> EXERCISE:
Set the data down again, exactly as it reads, but without the pictures.
>>>>
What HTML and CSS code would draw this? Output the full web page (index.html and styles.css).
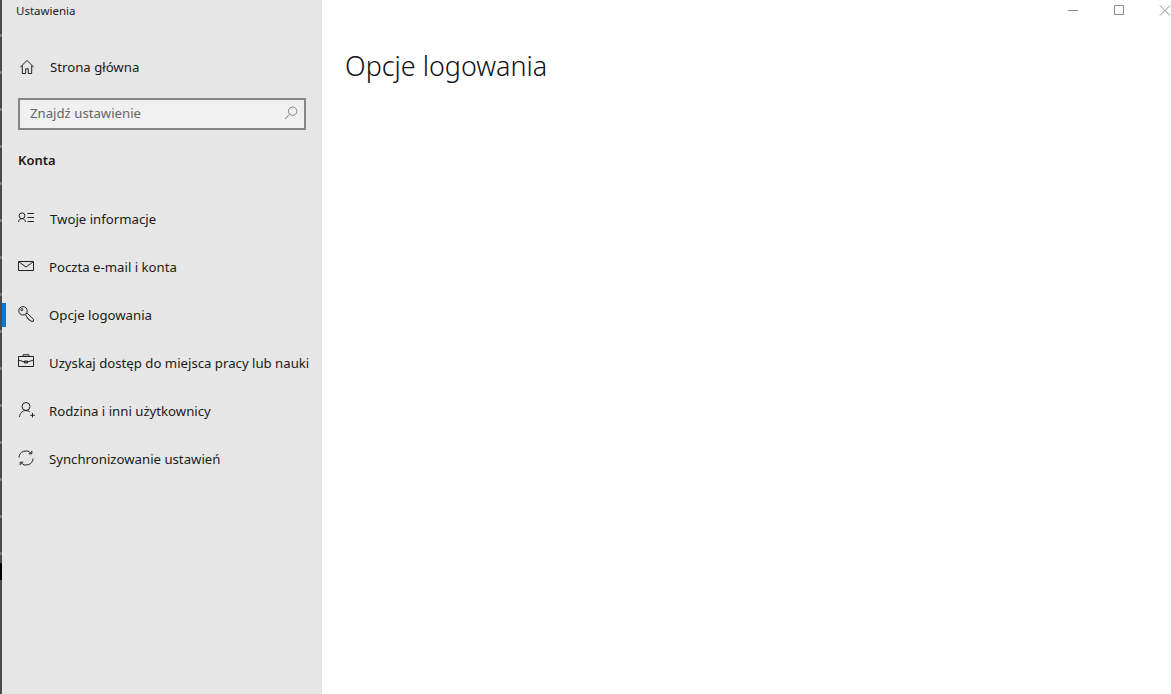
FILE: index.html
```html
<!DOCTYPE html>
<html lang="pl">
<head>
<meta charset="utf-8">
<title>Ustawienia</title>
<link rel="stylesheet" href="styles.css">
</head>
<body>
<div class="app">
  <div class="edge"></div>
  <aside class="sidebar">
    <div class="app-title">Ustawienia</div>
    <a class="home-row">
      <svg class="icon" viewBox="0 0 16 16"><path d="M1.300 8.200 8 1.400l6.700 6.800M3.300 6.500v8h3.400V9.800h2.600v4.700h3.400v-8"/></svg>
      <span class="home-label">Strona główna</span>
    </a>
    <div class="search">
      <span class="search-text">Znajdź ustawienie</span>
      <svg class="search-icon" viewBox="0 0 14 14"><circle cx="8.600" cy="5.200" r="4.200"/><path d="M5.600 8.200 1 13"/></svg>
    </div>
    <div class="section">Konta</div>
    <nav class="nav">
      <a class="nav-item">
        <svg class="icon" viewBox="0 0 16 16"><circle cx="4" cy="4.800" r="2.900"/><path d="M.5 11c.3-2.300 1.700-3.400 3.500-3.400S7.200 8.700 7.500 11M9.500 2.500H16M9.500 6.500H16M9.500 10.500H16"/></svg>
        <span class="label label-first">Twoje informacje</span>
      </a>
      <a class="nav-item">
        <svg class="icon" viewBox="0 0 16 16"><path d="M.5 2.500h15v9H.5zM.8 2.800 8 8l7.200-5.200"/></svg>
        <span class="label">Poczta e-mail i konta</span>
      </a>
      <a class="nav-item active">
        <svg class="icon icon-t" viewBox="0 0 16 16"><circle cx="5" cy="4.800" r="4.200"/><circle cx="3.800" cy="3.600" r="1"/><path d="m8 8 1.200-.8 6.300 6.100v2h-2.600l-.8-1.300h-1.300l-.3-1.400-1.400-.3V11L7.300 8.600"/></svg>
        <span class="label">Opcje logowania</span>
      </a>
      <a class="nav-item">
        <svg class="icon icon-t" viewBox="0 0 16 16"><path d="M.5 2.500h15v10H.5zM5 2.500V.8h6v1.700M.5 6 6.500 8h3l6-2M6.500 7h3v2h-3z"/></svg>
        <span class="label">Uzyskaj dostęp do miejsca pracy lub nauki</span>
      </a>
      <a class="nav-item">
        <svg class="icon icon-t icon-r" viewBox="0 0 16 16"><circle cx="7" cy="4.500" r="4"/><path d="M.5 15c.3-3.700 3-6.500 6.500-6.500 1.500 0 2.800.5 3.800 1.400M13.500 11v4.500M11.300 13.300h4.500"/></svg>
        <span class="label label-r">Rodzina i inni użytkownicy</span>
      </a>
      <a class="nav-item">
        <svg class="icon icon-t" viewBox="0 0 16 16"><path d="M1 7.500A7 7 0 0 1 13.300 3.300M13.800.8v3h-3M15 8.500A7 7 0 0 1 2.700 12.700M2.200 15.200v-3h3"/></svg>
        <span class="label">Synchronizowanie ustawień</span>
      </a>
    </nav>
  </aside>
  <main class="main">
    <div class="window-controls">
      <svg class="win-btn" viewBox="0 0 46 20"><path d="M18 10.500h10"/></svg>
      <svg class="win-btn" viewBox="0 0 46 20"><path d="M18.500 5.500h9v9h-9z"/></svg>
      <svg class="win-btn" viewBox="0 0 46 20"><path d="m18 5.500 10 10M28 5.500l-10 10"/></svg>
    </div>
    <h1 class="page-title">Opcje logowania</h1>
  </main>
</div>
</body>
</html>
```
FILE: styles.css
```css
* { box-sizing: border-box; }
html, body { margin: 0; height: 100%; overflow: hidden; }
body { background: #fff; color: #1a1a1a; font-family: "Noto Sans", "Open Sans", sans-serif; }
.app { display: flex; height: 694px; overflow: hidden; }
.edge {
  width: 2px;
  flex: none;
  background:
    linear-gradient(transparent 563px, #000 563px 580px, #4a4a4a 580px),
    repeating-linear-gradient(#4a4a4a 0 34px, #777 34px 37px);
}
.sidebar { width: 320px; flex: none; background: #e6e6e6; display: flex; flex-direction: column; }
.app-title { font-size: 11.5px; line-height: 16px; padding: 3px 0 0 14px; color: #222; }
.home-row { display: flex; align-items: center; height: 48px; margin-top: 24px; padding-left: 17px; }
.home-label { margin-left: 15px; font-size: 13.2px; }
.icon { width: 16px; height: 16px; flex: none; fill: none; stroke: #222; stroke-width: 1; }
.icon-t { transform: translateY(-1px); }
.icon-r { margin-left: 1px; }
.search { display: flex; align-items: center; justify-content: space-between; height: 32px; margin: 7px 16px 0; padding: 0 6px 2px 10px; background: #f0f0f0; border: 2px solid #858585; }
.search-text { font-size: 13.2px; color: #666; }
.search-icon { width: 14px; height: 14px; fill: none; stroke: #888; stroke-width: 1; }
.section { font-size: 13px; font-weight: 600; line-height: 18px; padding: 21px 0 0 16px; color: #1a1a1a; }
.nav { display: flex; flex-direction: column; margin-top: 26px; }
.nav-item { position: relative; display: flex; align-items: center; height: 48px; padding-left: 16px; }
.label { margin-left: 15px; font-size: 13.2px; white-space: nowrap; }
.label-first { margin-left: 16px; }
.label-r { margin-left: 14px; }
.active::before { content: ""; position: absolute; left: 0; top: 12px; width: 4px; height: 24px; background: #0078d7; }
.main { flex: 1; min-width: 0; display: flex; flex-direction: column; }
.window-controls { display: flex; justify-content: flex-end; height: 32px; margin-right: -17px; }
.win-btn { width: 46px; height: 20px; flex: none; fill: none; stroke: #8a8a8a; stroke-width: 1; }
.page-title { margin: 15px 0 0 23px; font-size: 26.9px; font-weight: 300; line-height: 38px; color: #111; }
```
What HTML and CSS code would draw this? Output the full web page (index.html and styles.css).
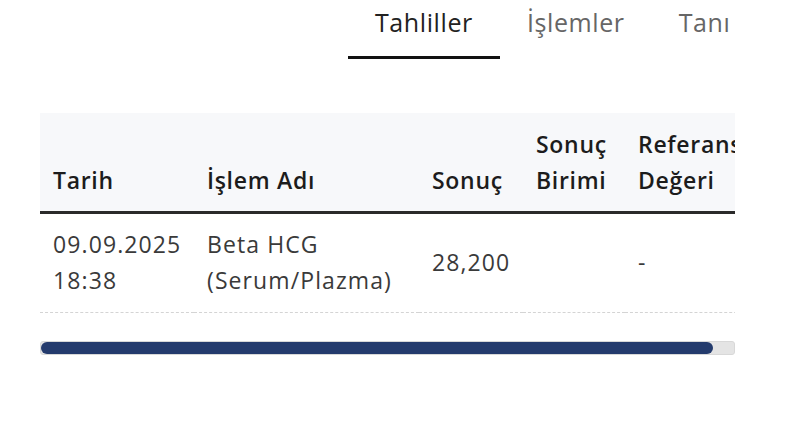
<<<<
> SOLVED EXERCISE:
What HTML and CSS code would draw this? Output the full web page (index.html and styles.css).
FILE: index.html
```html
<!DOCTYPE html>
<html lang="pl">
<head>
<meta charset="utf-8">
<title>Ustawienia</title>
<link rel="stylesheet" href="styles.css">
</head>
<body>
<div class="app">
  <div class="edge"></div>
  <aside class="sidebar">
    <div class="app-title">Ustawienia</div>
    <a class="home-row">
      <svg class="icon" viewBox="0 0 16 16"><path d="M1.300 8.200 8 1.400l6.700 6.800M3.300 6.500v8h3.400V9.800h2.600v4.700h3.400v-8"/></svg>
      <span class="home-label">Strona główna</span>
    </a>
    <div class="search">
      <span class="search-text">Znajdź ustawienie</span>
      <svg class="search-icon" viewBox="0 0 14 14"><circle cx="8.600" cy="5.200" r="4.200"/><path d="M5.600 8.200 1 13"/></svg>
    </div>
    <div class="section">Konta</div>
    <nav class="nav">
      <a class="nav-item">
        <svg class="icon" viewBox="0 0 16 16"><circle cx="4" cy="4.800" r="2.900"/><path d="M.5 11c.3-2.300 1.700-3.400 3.500-3.400S7.200 8.700 7.500 11M9.500 2.500H16M9.500 6.500H16M9.500 10.500H16"/></svg>
        <span class="label label-first">Twoje informacje</span>
      </a>
      <a class="nav-item">
        <svg class="icon" viewBox="0 0 16 16"><path d="M.5 2.500h15v9H.5zM.8 2.800 8 8l7.200-5.200"/></svg>
        <span class="label">Poczta e-mail i konta</span>
      </a>
      <a class="nav-item active">
        <svg class="icon icon-t" viewBox="0 0 16 16"><circle cx="5" cy="4.800" r="4.200"/><circle cx="3.800" cy="3.600" r="1"/><path d="m8 8 1.200-.8 6.300 6.100v2h-2.600l-.8-1.300h-1.300l-.3-1.400-1.400-.3V11L7.300 8.600"/></svg>
        <span class="label">Opcje logowania</span>
      </a>
      <a class="nav-item">
        <svg class="icon icon-t" viewBox="0 0 16 16"><path d="M.5 2.500h15v10H.5zM5 2.500V.8h6v1.700M.5 6 6.500 8h3l6-2M6.500 7h3v2h-3z"/></svg>
        <span class="label">Uzyskaj dostęp do miejsca pracy lub nauki</span>
      </a>
      <a class="nav-item">
        <svg class="icon icon-t icon-r" viewBox="0 0 16 16"><circle cx="7" cy="4.500" r="4"/><path d="M.5 15c.3-3.700 3-6.500 6.500-6.500 1.500 0 2.800.5 3.800 1.400M13.500 11v4.500M11.300 13.300h4.500"/></svg>
        <span class="label label-r">Rodzina i inni użytkownicy</span>
      </a>
      <a class="nav-item">
        <svg class="icon icon-t" viewBox="0 0 16 16"><path d="M1 7.500A7 7 0 0 1 13.300 3.300M13.800.8v3h-3M15 8.500A7 7 0 0 1 2.700 12.700M2.200 15.200v-3h3"/></svg>
        <span class="label">Synchronizowanie ustawień</span>
      </a>
    </nav>
  </aside>
  <main class="main">
    <div class="window-controls">
      <svg class="win-btn" viewBox="0 0 46 20"><path d="M18 10.500h10"/></svg>
      <svg class="win-btn" viewBox="0 0 46 20"><path d="M18.500 5.500h9v9h-9z"/></svg>
      <svg class="win-btn" viewBox="0 0 46 20"><path d="m18 5.500 10 10M28 5.500l-10 10"/></svg>
    </div>
    <h1 class="page-title">Opcje logowania</h1>
  </main>
</div>
</body>
</html>
```
FILE: styles.css
```css
* { box-sizing: border-box; }
html, body { margin: 0; height: 100%; overflow: hidden; }
body { background: #fff; color: #1a1a1a; font-family: "Noto Sans", "Open Sans", sans-serif; }
.app { display: flex; height: 694px; overflow: hidden; }
.edge {
  width: 2px;
  flex: none;
  background:
    linear-gradient(transparent 563px, #000 563px 580px, #4a4a4a 580px),
    repeating-linear-gradient(#4a4a4a 0 34px, #777 34px 37px);
}
.sidebar { width: 320px; flex: none; background: #e6e6e6; display: flex; flex-direction: column; }
.app-title { font-size: 11.5px; line-height: 16px; padding: 3px 0 0 14px; color: #222; }
.home-row { display: flex; align-items: center; height: 48px; margin-top: 24px; padding-left: 17px; }
.home-label { margin-left: 15px; font-size: 13.2px; }
.icon { width: 16px; height: 16px; flex: none; fill: none; stroke: #222; stroke-width: 1; }
.icon-t { transform: translateY(-1px); }
.icon-r { margin-left: 1px; }
.search { display: flex; align-items: center; justify-content: space-between; height: 32px; margin: 7px 16px 0; padding: 0 6px 2px 10px; background: #f0f0f0; border: 2px solid #858585; }
.search-text { font-size: 13.2px; color: #666; }
.search-icon { width: 14px; height: 14px; fill: none; stroke: #888; stroke-width: 1; }
.section { font-size: 13px; font-weight: 600; line-height: 18px; padding: 21px 0 0 16px; color: #1a1a1a; }
.nav { display: flex; flex-direction: column; margin-top: 26px; }
.nav-item { position: relative; display: flex; align-items: center; height: 48px; padding-left: 16px; }
.label { margin-left: 15px; font-size: 13.2px; white-space: nowrap; }
.label-first { margin-left: 16px; }
.label-r { margin-left: 14px; }
.active::before { content: ""; position: absolute; left: 0; top: 12px; width: 4px; height: 24px; background: #0078d7; }
.main { flex: 1; min-width: 0; display: flex; flex-direction: column; }
.window-controls { display: flex; justify-content: flex-end; height: 32px; margin-right: -17px; }
.win-btn { width: 46px; height: 20px; flex: none; fill: none; stroke: #8a8a8a; stroke-width: 1; }
.page-title { margin: 15px 0 0 23px; font-size: 26.9px; font-weight: 300; line-height: 38px; color: #111; }
```
What HTML and CSS code would draw this? Output the full web page (index.html and styles.css).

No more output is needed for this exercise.